Howard Hodgkin
Howard Hodgkin
143 Illustrations, 121 in colour.
First published to great acclaim in 1994, this book has now been brought up to date with over twenty-five new colour plates and a new chapter in which Graham-Dixon discusses Hodgkin’s paintings since the mid-’90s, works that are freer and more fluent and often on a much larger scale.
Incisive and beautifully written, the text illuminates Hodgkin’s art through its guiding themes and elucidates the passions and preoccupations that lie behind the paintings. Unlike the authors of most artist’s monographs, Graham-Dixon focuses on the emotional and intellectual essence of the paintings as he explores their strategies. Hodgkin’s complex use of scale and colour, the nature of his pictorial language, and the subtle evocation of eroticism, time and experience embodied in his painting, superbly reproduced in this volume, reveal a tension between exuberance and melancholy.

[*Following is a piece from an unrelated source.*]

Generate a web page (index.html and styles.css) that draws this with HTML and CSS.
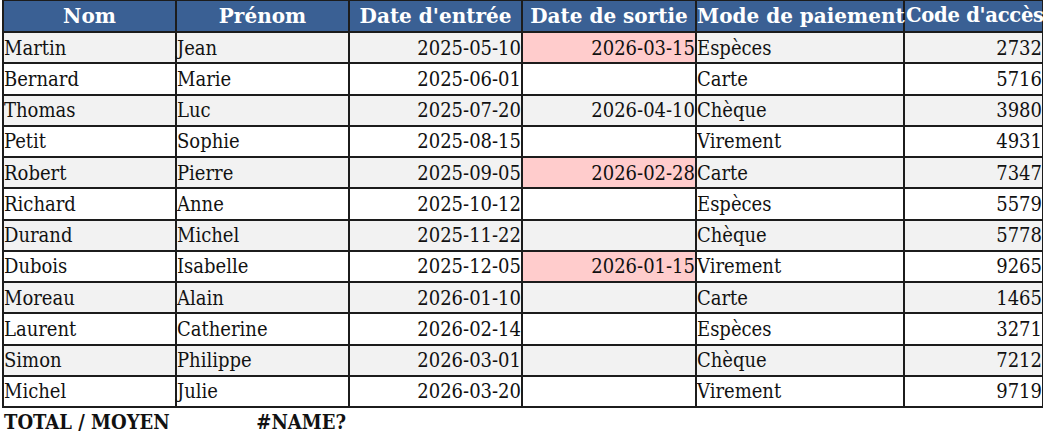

Hodgkin stands confirmed by this richly illustrated study as a master of the hesitant, truant nature of life and emotion, an artist whose great achievement is to have created equivalents, in painting, for the texture of memory itself.
A szerzőről:
Andrew Graham-Dixon was chief art critic at the Independent between 1986 and 1998. Among his other books are A History of British Art and Renaissance, each of which accompanied its own highly successful television series.